Models time to complete some task.
pdf \(f_X(x) = \frac{b^{-a}x^{a-1}e^{-x/b}}{\gG(a)} \propto x^{a-1}e^{-x/b}\) for \(x \in [0, \infty]\): Pf: using \(\gG()\) defn. Mean \(\mean = ab; var[X] = ab^{2}\) using \(\gG()\) properties. By finding critical point of f(x), mode is b(a-1).
This is a single mode distribution.
Inverse Gamma distribution
The distribution of U = 1/X, where \(X \distr gamma(a, b)\).
This is again a single mode distribution.
Exponential decay distribution \(expo(\mean)\)
pdf: \(f(x; m) = m^{-1}e^{-x/\mean}\) for \(x \in [0, \infty]\).

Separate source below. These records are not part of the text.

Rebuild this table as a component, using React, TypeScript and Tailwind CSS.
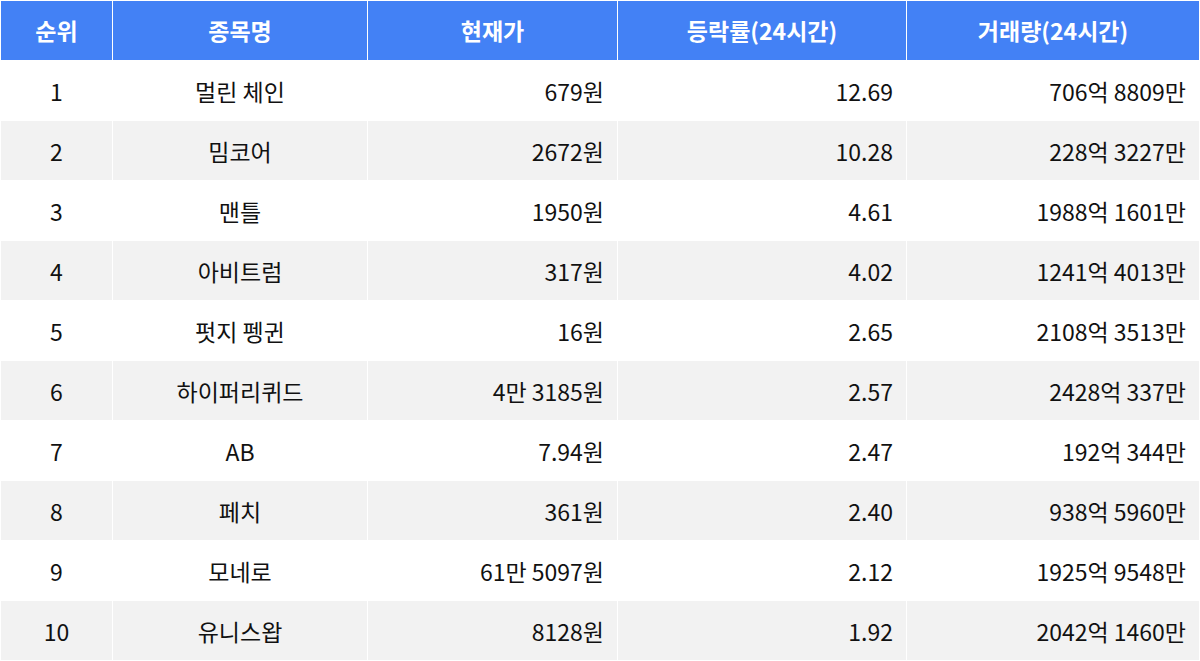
import React from 'react';

const rows = [
  ['1', '멀린 체인', '679원', '12.69', '706억 8809만'],
  ['2', '밈코어', '2672원', '10.28', '228억 3227만'],
  ['3', '맨틀', '1950원', '4.61', '1988억 1601만'],
  ['4', '아비트럼', '317원', '4.02', '1241억 4013만'],
  ['5', '펏지 펭귄', '16원', '2.65', '2108억 3513만'],
  ['6', '하이퍼리퀴드', '4만 3185원', '2.57', '2428억 337만'],
  ['7', 'AB', '7.94원', '2.47', '192억 344만'],
  ['8', '페치', '361원', '2.40', '938억 5960만'],
  ['9', '모네로', '61만 5097원', '2.12', '1925억 9548만'],
  ['10', '유니스왑', '8128원', '1.92', '2042억 1460만'],
];

const headers = ['순위', '종목명', '현재가', '등락률(24시간)', '거래량(24시간)'];

export default function App() {
  return (
    <div
      className="w-[1200px] bg-white text-[23px] text-[#111]"
      style={{ fontFamily: '"Noto Sans CJK KR", "Noto Sans", sans-serif' }}
    >
      <div className="grid grid-cols-[111px_254px_249px_288px_292px] gap-px p-px">
        {headers.map((h) => (
          <div key={h} className="h-[59px] bg-[#4381f5] text-white font-bold flex items-center justify-center">
            {h}
          </div>
        ))}
        {rows.map((r, i) => {
          const bg = i % 2 === 0 ? 'bg-white' : 'bg-[#f2f2f2]';
          return (
            <React.Fragment key={r[0]}>
              <div className={`h-[59px] ${bg} flex items-center justify-center pt-[2px]`}>{r[0]}</div>
              <div className={`h-[59px] ${bg} flex items-center justify-center pt-[2px]`}>{r[1]}</div>
              <div className={`h-[59px] ${bg} flex items-center justify-end pr-[13px] pt-[2px]`}>{r[2]}</div>
              <div className={`h-[59px] ${bg} flex items-center justify-end pr-[13px] pt-[2px]`}>{r[3]}</div>
              <div className={`h-[59px] ${bg} flex items-center justify-end pr-[13px] pt-[2px]`}>{r[4]}</div>
            </React.Fragment>
          );
        })}
      </div>
    </div>
  );
}
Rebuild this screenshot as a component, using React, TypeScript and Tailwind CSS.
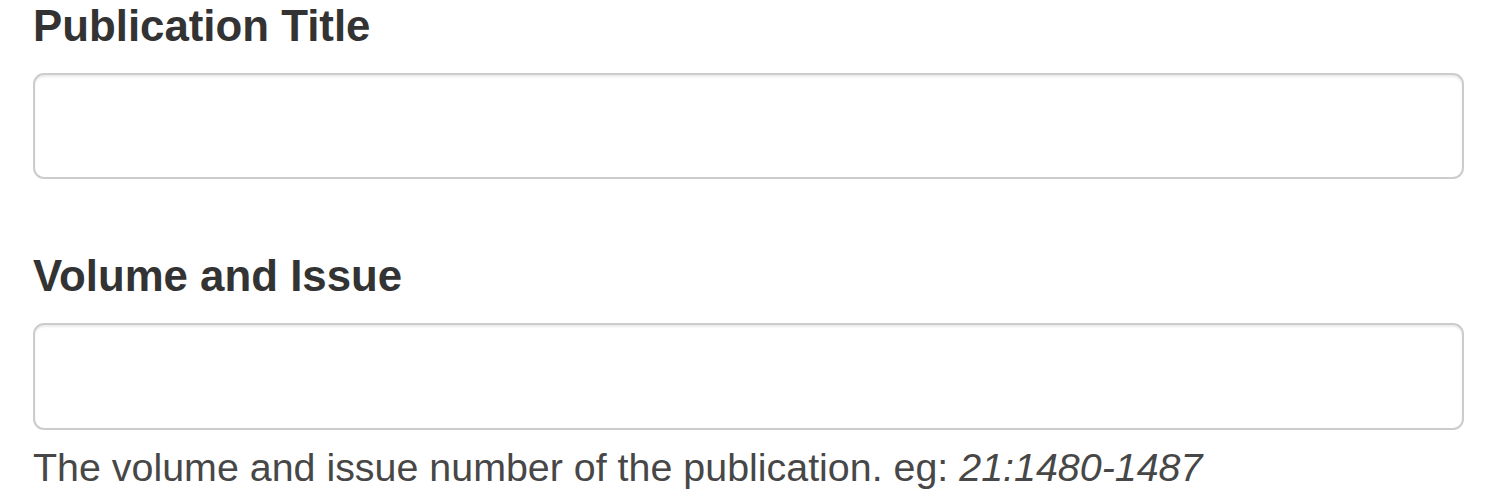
import React from "react";

export default function App() {
  return (
    <div className="w-[1500px] h-[500px] bg-white overflow-hidden" style={{ fontFamily: '"Liberation Sans", Arial, sans-serif' }}>
      <div className="pl-[33px] pr-[36px] pt-[1.5px]">
        <label className="block text-[43.8px] leading-[48px] font-bold text-[#333333]">Publication Title</label>
        <input
          type="text"
          className="block mt-[23.5px] w-full h-[106px] rounded-[11px] border-[2.5px] border-[#cccccc] bg-white shadow-[inset_0_2px_2px_rgba(0,0,0,0.08)] outline-none"
        />
        <label className="block mt-[72.7px] text-[43.8px] leading-[48px] font-bold text-[#333333]">Volume and Issue</label>
        <input
          type="text"
          className="block mt-[23.8px] w-full h-[106.5px] rounded-[11px] border-[2.5px] border-[#cccccc] bg-white shadow-[inset_0_2px_2px_rgba(0,0,0,0.08)] outline-none"
        />
        <p className="mt-[15.1px] text-[39.4px] leading-[44px] text-[#474747] whitespace-nowrap">
          The volume and issue number of the publication. eg: <em className="italic">21:1480-1487</em>
        </p>
      </div>
    </div>
  );
}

Same as \(gamma(1, \mean)\).
CDF \(F(x) = 1 - e^{-x/\mean}\) iff \(x\geq 0\).
\(m\) is mean by integration by parts.
\(var[X] = m^{2}\): use integration by parts to find \(E[X^{2}]\); find \(E[X^{2}] - m^{2}\).
Shift parameter
Note that analogous distributions \(f(x;t, m)\) can be defined with support \(x \in [t, \infty]\) by adding a location parameter \(t\).
Bilateral-exponential decay distribution
Aka double-exponential decay distribution. Aka Laplace distribution.
pdf \(f(x; t, m) = \frac{1}{2m} e^{-|x - t|/m}\).
The graph
Mode is 0. You get an exponential tail. \(\frac{1}{\mean}\) controls when the exponential decay kicks in. Aka exponential clock.